En latin parlé, le nombre de cas s’est réduit. Au début de l’époque romane, les parlers romans avaient parfois gardé un reste du système des déclinaisons latines qui était limité à deux cas, le cas nominatif (ou sujet) et le cas accusatif (ou cas régime) pour tout ce qui est complément du verbe. En occitan, comme en français, certains mots avaient deux formes différentes, ainsi sénher était cas sujet, senhor cas régime (français « sire » et « sieur, seigneur »), sartre/sartor, pastre/pastor; mais pour la plupart des mots, la distinction était marquée régulièrement par S. S jouait donc un double rôle, il marquait le cas, il marquait aussi le nombre.
Les textes conservent la distinction cas sujet et cas régime jusqu'à la fin du 13° siècle, mais il est possible que ces textes préservent une tradition ancienne. Quoi qu'il en soit, une réorganisation s'opère et nous la daterons de la période du roman III ; le système se simplifie et se limite à marquer le pluriel. La forme du pluriel généralise le S, et la forme du singulier le perd par réaction. Mais les mots pour lesquels il n’existait pas d’opposition singulier/pluriel restent à l'identique (mèlhs « mieux », temps « temps », noms de localité, …), et lorsqu'ils connaissaient une opposition cas régime/cas sujet comme nengu(n)/nengús, chaque parler a sélectionné l’une ou l’autre.

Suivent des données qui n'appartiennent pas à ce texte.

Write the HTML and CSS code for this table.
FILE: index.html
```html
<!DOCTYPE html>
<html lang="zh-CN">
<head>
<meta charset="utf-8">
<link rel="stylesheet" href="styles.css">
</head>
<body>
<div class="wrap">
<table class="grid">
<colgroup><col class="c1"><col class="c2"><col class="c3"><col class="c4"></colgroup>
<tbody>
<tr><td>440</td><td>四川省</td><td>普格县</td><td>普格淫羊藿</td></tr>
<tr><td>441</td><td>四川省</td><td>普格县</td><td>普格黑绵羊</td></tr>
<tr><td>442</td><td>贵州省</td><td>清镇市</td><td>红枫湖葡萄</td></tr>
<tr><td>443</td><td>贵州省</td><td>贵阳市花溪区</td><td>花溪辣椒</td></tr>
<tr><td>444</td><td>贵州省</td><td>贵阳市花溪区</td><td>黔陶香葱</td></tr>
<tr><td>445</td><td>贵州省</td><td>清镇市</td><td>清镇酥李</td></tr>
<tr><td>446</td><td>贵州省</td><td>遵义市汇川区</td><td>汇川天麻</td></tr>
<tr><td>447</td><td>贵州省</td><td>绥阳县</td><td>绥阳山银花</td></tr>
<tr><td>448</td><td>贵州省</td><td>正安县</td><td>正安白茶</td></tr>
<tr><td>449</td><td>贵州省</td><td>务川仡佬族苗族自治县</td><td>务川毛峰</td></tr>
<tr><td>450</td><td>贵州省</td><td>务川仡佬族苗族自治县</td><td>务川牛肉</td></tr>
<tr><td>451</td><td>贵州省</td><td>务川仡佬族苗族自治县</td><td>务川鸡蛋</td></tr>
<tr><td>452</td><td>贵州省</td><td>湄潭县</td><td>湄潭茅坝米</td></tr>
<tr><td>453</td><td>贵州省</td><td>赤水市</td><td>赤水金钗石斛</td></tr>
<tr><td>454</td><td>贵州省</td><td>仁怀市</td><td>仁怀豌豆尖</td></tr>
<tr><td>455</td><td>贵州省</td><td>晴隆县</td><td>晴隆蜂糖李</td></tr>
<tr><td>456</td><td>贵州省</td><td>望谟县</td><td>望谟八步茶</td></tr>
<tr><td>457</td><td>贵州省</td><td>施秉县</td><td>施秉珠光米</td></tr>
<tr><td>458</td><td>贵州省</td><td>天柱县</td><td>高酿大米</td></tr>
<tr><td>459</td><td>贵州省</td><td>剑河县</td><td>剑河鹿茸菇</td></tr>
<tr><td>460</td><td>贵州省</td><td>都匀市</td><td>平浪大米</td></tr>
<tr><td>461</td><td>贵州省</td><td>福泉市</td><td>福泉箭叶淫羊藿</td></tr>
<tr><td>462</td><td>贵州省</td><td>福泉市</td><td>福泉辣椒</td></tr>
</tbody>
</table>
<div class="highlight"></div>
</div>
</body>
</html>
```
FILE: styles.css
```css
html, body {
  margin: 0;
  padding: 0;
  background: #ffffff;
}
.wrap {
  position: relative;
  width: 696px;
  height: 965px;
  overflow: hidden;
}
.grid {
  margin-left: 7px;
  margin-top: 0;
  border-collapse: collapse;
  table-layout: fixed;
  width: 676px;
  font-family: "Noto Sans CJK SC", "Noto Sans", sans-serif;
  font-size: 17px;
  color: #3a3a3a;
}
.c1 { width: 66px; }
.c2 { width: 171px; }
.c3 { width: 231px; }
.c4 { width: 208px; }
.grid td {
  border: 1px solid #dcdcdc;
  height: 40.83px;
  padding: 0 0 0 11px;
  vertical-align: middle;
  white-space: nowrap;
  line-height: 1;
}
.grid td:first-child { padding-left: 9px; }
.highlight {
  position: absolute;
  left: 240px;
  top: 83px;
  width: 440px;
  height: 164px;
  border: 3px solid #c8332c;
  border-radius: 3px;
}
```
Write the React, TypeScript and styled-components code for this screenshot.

Dans cet ouvrage, afin de simplifier l'exposé des évolutions, j'utilise comme forme étymologique une forme artificielle amputée de la désinence, en particulier du S, qui devait disparaître plus tard, ainsi par exemple nous présenterons rivu ou riu comme étymon de riu au lieu de rivus ou rius.
Nous allons prendre cet exemple pour illustrer de façon plus attentive un aspect du maintien tardif de deux cas. Dengús est un mot très utilisé pour signifier « aucune personne », mais il n’a plus la valeur d’adjectif qu’il avait autrefois, « aucun ». I a dengús « il n’y a personne »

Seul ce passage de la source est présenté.